When she asked me about it, I assured her that, although it looked quite small, it was definitely going to be the very best present any of us opened on Christmas morning.
And here it is: Our family piggy bank. (OK, so ours is actually a Cash Cow.) Isn’t she sweet?
How the Family Piggy Bank Project Works
All year long, we will all be putting money into our communal piggy bank. We will be creative with ways to make more money available for savings, and plunk in there as much as we can. Each month, we’ll open it, count it up, and record the amount. We’ll put it in a larger jar somewhere we can see it, and see if we can match or exceed that amount in the next month. At the end of the year, this is our special gift to ourselves– a big chunk of cash to use for TRAVEL. We don’t know for sure yet where we’ll go– it all depends on how much we can save! The end of the year is definitely around the time when we get the most anxious to go someplace warm and sunny, so I am personally hoping we can come up with enough for Greece. We all have a list of places we’d like to see. Amelia’s top choice is Spain. Jeff would love to go just about anywhere in the Mediterranean. We would all love to visit Morocco… The possibilities are endless!

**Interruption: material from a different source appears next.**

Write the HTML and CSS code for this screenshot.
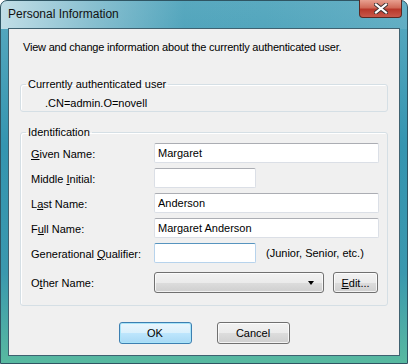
FILE: index.html
```html
<html>
  <head>
    <title>Personal Information</title>
    <link rel="stylesheet" href="styles.css">
  </head>
  <body>
    <div class='window'>
      <div class='titlebar'>
        <span class='title'>Personal Information</span>
        <div class='close'>
          <svg width='14' height='11' viewBox='0 0 14 11'>
            <path d='M2 1.5 L12 9.5 M12 1.5 L2 9.5' stroke='#3a3030' stroke-width='4' stroke-linecap='square' />
            <path d='M2 1.5 L12 9.5 M12 1.5 L2 9.5' stroke='#fff' stroke-width='2.2' stroke-linecap='square' />
          </svg>
        </div>
      </div>

      <div class='client'>
        <p class='intro'>View and change information about the currently authenticated user.</p>

        <fieldset class='group current'>
          <legend>Currently authenticated user</legend>
          <div class='value'>.CN=admin.O=novell</div>
        </fieldset>

        <fieldset class='group ident'>
          <legend>Identification</legend>
          <div class='form'>
            <label><u>G</u>iven Name:</label>
            <div class='field'><input class='wide' value='Margaret'></div>

            <label>Middle <u>I</u>nitial:</label>
            <div class='field'><input class='short'></div>

            <label>L<u>a</u>st Name:</label>
            <div class='field'><input class='wide' value='Anderson'></div>

            <label>F<u>u</u>ll Name:</label>
            <div class='field'><input class='wide' value='Margaret Anderson'></div>

            <label>Generational <u>Q</u>ualifier:</label>
            <div class='field'><input class='short hot'><span class='hint'>(Junior, Senior, etc.)</span></div>

            <label class='last'>O<u>t</u>her Name:</label>
            <div class='field last'>
              <div class='combo'><span class='arrow'></span></div>
              <button class='btn edit'><u>E</u>dit...</button>
            </div>
          </div>
        </fieldset>

        <div class='actions'>
          <button class='btn default'>OK</button>
          <button class='btn'>Cancel</button>
        </div>
      </div>
    </div>
  </body>
</html>
```

FILE: styles.css
```css
html, body {
  margin: 0;
  padding: 0;
  background: #fff;
}

.window {
  width: 408px;
  height: 364px;
  box-sizing: border-box;
  display: flex;
  flex-direction: column;
  border: 1px solid #2f5563;
  border-radius: 7px 7px 0 0;
  background:
    linear-gradient(to right, rgba(205,228,235,0.9) 0%, rgba(165,205,218,0.65) 22%, rgba(80,160,185,0.15) 45%, rgba(40,140,170,0) 65%, rgba(120,185,205,0.4) 100%) top / 100% 28px no-repeat,
    linear-gradient(to bottom, #5aaac0 0%, #3495b0 40%, #3a98ae 75%, #58b9a0 100%);
  font-family: 'Liberation Sans', Arial, sans-serif;
  color: #000;
}

.titlebar {
  height: 27px;
  display: flex;
  align-items: flex-start;
  padding-left: 7px;
}

.title {
  font-size: 12px;
  line-height: 15px;
  margin-top: 6px;
  color: #111;
}

.close {
  margin-left: auto;
  margin-right: 5px;
  margin-top: -1px;
  width: 43px;
  height: 18px;
  box-sizing: border-box;
  border: 1px solid #5a2a24;
  border-top: none;
  border-radius: 0 0 4px 4px;
  background: linear-gradient(to bottom, #e8a090 0%, #d06a58 45%, #b8382a 55%, #c8584a 100%);
  display: flex;
  align-items: center;
  justify-content: center;
}

.client {
  flex: 1;
  margin: 0 7px 7px 7px;
  border: 1px solid #3f6170;
  background: #f0f0f0;
  padding: 12px 0 0 0;
  font-size: 11px;
  line-height: 13px;
}

.intro {
  margin: 0 0 24px 14px;
  letter-spacing: -0.2px;
}

.group {
  margin: 0 11px 0 11px;
  border: 1px solid #d5dfe5;
  border-radius: 3px;
  box-shadow: inset 1px 1px 0 #fff;
  padding: 0 8px 1px 5px;
}

.group legend {
  padding: 0 2px;
  line-height: 13px;
}

.current .value {
  margin: 6px 0 0 19px;
}

.ident {
  margin-top: 14px;
  padding-bottom: 12px;
}

.form {
  display: grid;
  grid-template-columns: 123px 225px;
  grid-template-rows: repeat(5, 20px) 25px;
  row-gap: 5px;
  margin: 4px 0 0 5px;
}

.form label {
  display: block;
  line-height: 20px;
  padding-top: 1px;
}

.form label.last {
  padding-top: 5px;
}

.field {
  display: flex;
  align-items: center;
}

.field.last {
  align-items: flex-end;
}

input {
  height: 20px;
  box-sizing: border-box;
  border: 1px solid #dbdfe6;
  border-top-color: #abadb3;
  border-radius: 2px;
  background: #fff;
  font-family: 'Liberation Sans', Arial, sans-serif;
  font-size: 11px;
  padding: 0 3px;
  margin: 0;
  outline: none;
}

input.wide {
  width: 225px;
}

input.short {
  width: 102px;
}

input.hot {
  border-color: #b7d3ec;
  border-top-color: #5794bf;
}

.hint {
  margin-left: 10px;
}

.combo {
  width: 170px;
  height: 21px;
  box-sizing: border-box;
  border: 1px solid #707070;
  border-radius: 3px;
  background: linear-gradient(to bottom, #f2f2f2 0%, #ebebeb 50%, #dddddd 50%, #cfcfcf 100%);
  box-shadow: inset 0 0 0 1px rgba(255,255,255,0.7);
  position: relative;
}

.arrow {
  position: absolute;
  right: 9px;
  top: 8px;
  width: 0;
  height: 0;
  border-left: 3.5px solid transparent;
  border-right: 3.5px solid transparent;
  border-top: 4px solid #000;
}

.btn {
  height: 22px;
  box-sizing: border-box;
  border: 1px solid #707070;
  border-radius: 3px;
  background: linear-gradient(to bottom, #f2f2f2 0%, #ebebeb 50%, #dddddd 50%, #cfcfcf 100%);
  box-shadow: inset 0 0 0 1px rgba(255,255,255,0.75);
  font-family: 'Liberation Sans', Arial, sans-serif;
  font-size: 11px;
  color: #000;
  padding: 0;
  margin: 0;
}

.btn.edit {
  width: 45px;
  height: 21px;
  margin-left: 9px;
}

.actions {
  display: flex;
  justify-content: center;
  gap: 25px;
  margin-top: 16px;
}

.actions .btn {
  width: 73px;
}

.btn.default {
  border-color: #3c7fb1;
  background: linear-gradient(to bottom, #eaf6fd 0%, #d9f0fc 50%, #bee6fd 50%, #a7d9f5 100%);
  box-shadow: inset 0 0 0 1px #a8e4f9;
}
```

Along with freeing up change and small bills here and there, we will be focusing on ways to actually earn some extra money throughout the year. Last summer, Amelia’s American lemonade stand did pretty well; we’re thinking we could take it a step further this year, and maybe do a family lemonade stand at our local open market on some free Saturdays. Jeff is trained to teach Positive Discipline classes, so he will look into leading a seminar or two this year through my daughter’s Montessori school. You know that earning money through this blog is one of my personal goals this year, so some of that will definitely go toward travel! Other things that will help our travel fund grow are selling things we don’t need, and forgoing little luxuries, putting that money toward our dreams instead. The last couple of Fridays, we stayed home instead of enjoying our usual pub nights, and put that £15 into the cash cow, and just enjoyed playing games at home by the fire instead. All these things really add up, and it’s been fun to work together toward a really fun dream/ goal!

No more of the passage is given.